Elliott Keck is Head of Campaigns for the Taxpayers’ Alliance.
It’s that time of year again. Council budgets are being agreed, and final decisions on Council Tax changes are being made. Most of us are facing rises of five per cent. The unlucky residents of places in England such as Nottingham, Birmingham, Woking and Thurrock will be forced to swallow increases of as much as 10 per cent thanks to the financial mismanagement by these councils. In Wales, where there is no cap on increases, residents of Pembrokeshire are likely to have to cough up an extra 16 per cent.
Inevitably stories begin to emerge of some of the absurdities involved in Council Tax rates, most notably that of Buckingham Palace which is subject to a lower Council Tax rate than almost half of the homes in the UK.
How on earth can that be? Council Tax wonks will understand that while Buckingham Palace’s Council Tax rate may seem suspiciously low, it is nevertheless in the highest band that a property can be – Band H. The reason behind its suspiciously low rate is that Westminster has among the lowest Council Tax rates in the country. A Band D property in Westminster would have been liable for £912 in Council Tax bills during the 2023/24 financial year. Compare this to Rutland, where it’s £2,366.
The reasons behind this are numerous. We at the TPA have gone into meticulous detail exploring the gulf between these two councils, in an essay on our website. Put simply, Westminster Council does not rely on Council Tax to anything like the same degree as Rutland. There are four main sources of income for councils – Council Tax, government grants, business rates and sales, fees and charges. In all of the latter three areas, Westminster brings in significantly more revenue, allowing it to keep Council Tax low.
But not everywhere can be like Westminster. Most places are forced to rely heavily on Council Tax for revenue, although they are bringing in more cash through various sales, fees and charges, including airports, harbours, and toll facilities as well as waste collection and recycling. They cannot simply replicate the business rates of Soho.
And because Council Tax bands are based on the value of the property (or what it would have been) in 1991, it doesn’t take into account the uneven surge in house prices, with London and the South East seeing prices increase at a far greater rate than the rest of the country.
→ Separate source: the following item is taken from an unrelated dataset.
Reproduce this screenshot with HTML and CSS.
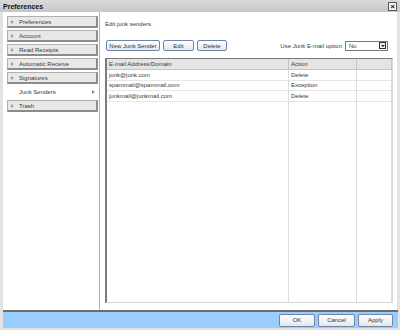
FILE: index.html
```html
<!DOCTYPE html>
<html lang="en">
<head>
    <meta charset="UTF-8">
    <title>Preferences</title>
    <link rel="stylesheet" href="styles.css">
</head>
<body>
    <div class="window">
        <div class="titlebar">
            <span>Preferences</span>
            <span class="close">&times;</span>
        </div>

        <div class="main">
            <div class="nav">
                <div class="nav-item"><i class="tri"></i>Preferences</div>
                <div class="nav-item"><i class="tri"></i>Account</div>
                <div class="nav-item"><i class="tri"></i>Read Receipts</div>
                <div class="nav-item"><i class="tri"></i>Automatic Receive</div>
                <div class="nav-item"><i class="tri"></i>Signatures</div>
                <div class="nav-item selected">Junk Senders<i class="tri"></i></div>
                <div class="nav-item"><i class="tri"></i>Trash</div>
            </div>

            <div class="content">
                <div class="intro">Edit junk senders.</div>

                <div class="toolbar">
                    <div class="actions">
                        <button class="btn btn-new">New Junk Sender</button>
                        <button class="btn btn-edit">Edit</button>
                        <button class="btn btn-delete">Delete</button>
                    </div>
                    <div class="option">
                        <span>Use Junk E-mail option</span>
                        <div class="select">No<span class="drop"><i class="down"></i></span></div>
                    </div>
                </div>

                <div class="list">
                    <div class="cell head">E-mail Address/Domain</div>
                    <div class="cell head">Action</div>
                    <div class="cell head"></div>

                    <div class="cell">junk@junk.com</div>
                    <div class="cell">Delete</div>
                    <div class="cell"></div>

                    <div class="cell">spammail@spammail.com</div>
                    <div class="cell">Exception</div>
                    <div class="cell"></div>

                    <div class="cell">junkmail@junkmail.com</div>
                    <div class="cell">Delete</div>
                    <div class="cell"></div>

                    <div class="cell filler"></div>
                    <div class="cell filler"></div>
                    <div class="cell filler"></div>
                </div>
            </div>
        </div>

        <div class="footer">
            <button class="btn btn-ok">OK</button>
            <button class="btn btn-cancel">Cancel</button>
            <button class="btn btn-apply">Apply</button>
        </div>
    </div>
</body>
</html>
```

FILE: styles.css
```css
* { box-sizing: border-box; }
body {
    margin: 0;
    font-family: "Liberation Sans", Arial, sans-serif;
    font-size: 6px;
    color: #3a3a3a;
}
.window {
    width: 400px;
    height: 330px;
    display: flex;
    flex-direction: column;
    background: #e3e3e3;
    padding-bottom: 2px;
}
.titlebar {
    height: 12px;
    flex: none;
    display: flex;
    align-items: center;
    justify-content: space-between;
    padding: 0 3px 0 3px;
    background: linear-gradient(#dadada, #c6c6c6);
    font-size: 7px;
    font-weight: bold;
    color: #111;
}
.close {
    width: 9px;
    height: 9px;
    border: 1px solid #555;
    background: #f6f6f6;
    font-size: 8px;
    line-height: 7px;
    text-align: center;
    font-weight: bold;
}
.main {
    flex: 1;
    display: flex;
    margin: 0 3px;
    background: #fff;
    min-height: 0;
}
.nav {
    width: 97px;
    flex: none;
    border-right: 1px solid #b4b4b4;
    padding: 4px 1px 0 4px;
}
.nav-item {
    height: 12px;
    margin-bottom: 2px;
    display: flex;
    align-items: center;
    padding-left: 3px;
    background: #e8e8e8;
    border: 1px solid #b0b0b0;
    border-right: 2px solid #8c8c8c;
    border-bottom: 2px solid #8c8c8c;
}
.tri {
    width: 0;
    height: 0;
    border-left: 3px solid #a0a0a0;
    border-top: 2px solid transparent;
    border-bottom: 2px solid transparent;
    margin-right: 5px;
}
.nav-item.selected {
    background: #fff;
    border-color: #fff;
    justify-content: space-between;
    padding-left: 11px;
    padding-right: 1px;
}
.nav-item.selected .tri {
    border-left-color: #888;
    margin-right: 0;
}
.content {
    flex: 1;
    display: flex;
    flex-direction: column;
    padding: 9px 4px 7px 5px;
    min-width: 0;
}
.intro {
    line-height: 7px;
}
.toolbar {
    display: flex;
    justify-content: space-between;
    align-items: center;
    margin-top: 12px;
}
.actions {
    display: flex;
    gap: 3px;
    margin-left: 1px;
}
.btn {
    height: 11px;
    padding: 0;
    border: 1px solid #6d86a8;
    border-radius: 2px;
    background: linear-gradient(#ffffff, #e3e8ef);
    font-family: "Liberation Sans", Arial, sans-serif;
    font-size: 6px;
    color: #333;
}
.btn-new { width: 54px; }
.btn-edit { width: 31px; }
.btn-delete { width: 30px; }
.option {
    display: flex;
    align-items: center;
    gap: 3px;
    margin-right: 5px;
}
.select {
    width: 43px;
    height: 10px;
    border: 1px solid #7a7a7a;
    background: #fff;
    display: flex;
    justify-content: space-between;
    align-items: center;
    padding: 0 1px 0 3px;
}
.drop {
    width: 7px;
    height: 7px;
    border: 1px solid #333;
    background: #eef1f6;
    display: flex;
    align-items: center;
    justify-content: center;
}
.down {
    width: 0;
    height: 0;
    border-top: 2px solid #222;
    border-left: 2px solid transparent;
    border-right: 2px solid transparent;
}
.list {
    flex: 1;
    margin-top: 7px;
    display: grid;
    grid-template-columns: 182px 68px 1fr;
    grid-template-rows: 11px 10.5px 10.5px 10.5px 1fr;
    border-left: 2px solid #7c7c7c;
    border-top: 1px solid #7c7c7c;
    border-right: 1px solid #d8d8d8;
    border-bottom: 1px solid #d8d8d8;
}
.cell {
    padding-left: 2px;
    display: flex;
    align-items: center;
    border-right: 1px solid #dcdcdc;
    border-bottom: 1px solid #e6e6e6;
    white-space: nowrap;
}
.cell.head {
    background: #e4e4e4;
    border-right-color: #c4c4c4;
    border-bottom-color: #c4c4c4;
}
.cell.filler {
    border-bottom: none;
}
.footer {
    height: 18px;
    flex: none;
    margin: 0 2px 0 3px;
    border-top: 2px solid #6c6c6c;
    background: #99ccff;
    display: flex;
    justify-content: flex-end;
    align-items: center;
    gap: 3px;
    padding-right: 5px;
}
.footer .btn {
    height: 13px;
}
.btn-ok { width: 36px; }
.btn-cancel { width: 37px; }
.btn-apply { width: 35px; }
```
That’s why there are areas in all corners of the country where average Council Tax rates are around 10 per cent of median gross pay, from 10.85 per cent in West Devon, to Pendle in the North West and Redcar and Cleveland in the North East. By comparison, in Wandsworth and Westminster the equivalent figure is just over two per cent.
So Council Tax is grossly unfair. There is no doubt about that. But how to reform it? Well, as much as Conservatives love to point to Labour’s record in Wales as a warning to voters in England, Wales is the centre of some of the most interesting Council Tax proposals in quite some time, putting aside the shocking example of Pembrokeshire. The Welsh government has proposed three possible reforms to Council Tax, all of which have the potential to improve the way it operates.
Proposal one, the simplest, would involve revaluation, to ensure Council Tax bands are based on property prices as they currently are. Already, Welsh bands are more than a decade more up-to-date than English ones, based as they are on property prices in 2003. There would also be regular revaluations. This wouldn’t be the radical overhaul some are hoping for, but it would be a substantial improvement.
Proposal two is bolder. As well as revaluation, there would be changes to the bands themselves. The system would become more progressive as a result. The concern here, of course, is that this would be merely a fig leaf to take more from those with more valuable houses. That is a genuine concern, but the Institute for Fiscal Studies think the result would be that 803,582 households would see lower bills, 471,160 would see higher bills and 197,440 would see little change.
Proposal three is perhaps the most radical. Again there would be revaluation, but in this case three new bands would be created, with two new bands for the most expensive properties and one for the cheapest. This would add complexity, generally something to be avoided, albeit the change is minor. Again, according to the IFS, the result is expected to be that 786,090 would see cheaper bills, while 473,543 would see higher bills and 212,000 would see no change.
Whichever proposal is taken forward, the system of Council Tax in Wales is likely to be fairer than in England. There are risks: as mentioned, it is crucial that the overall tax burden stays the same, or ideally falls. And of course revaluations could end up being delayed anyway for political reasons. The lack of a referendum cap will also mean crippling hikes continue in some areas, something which needs to be addressed quickly. The system would be far from perfect. But it would be a step in the right direction, and one that England should think about following.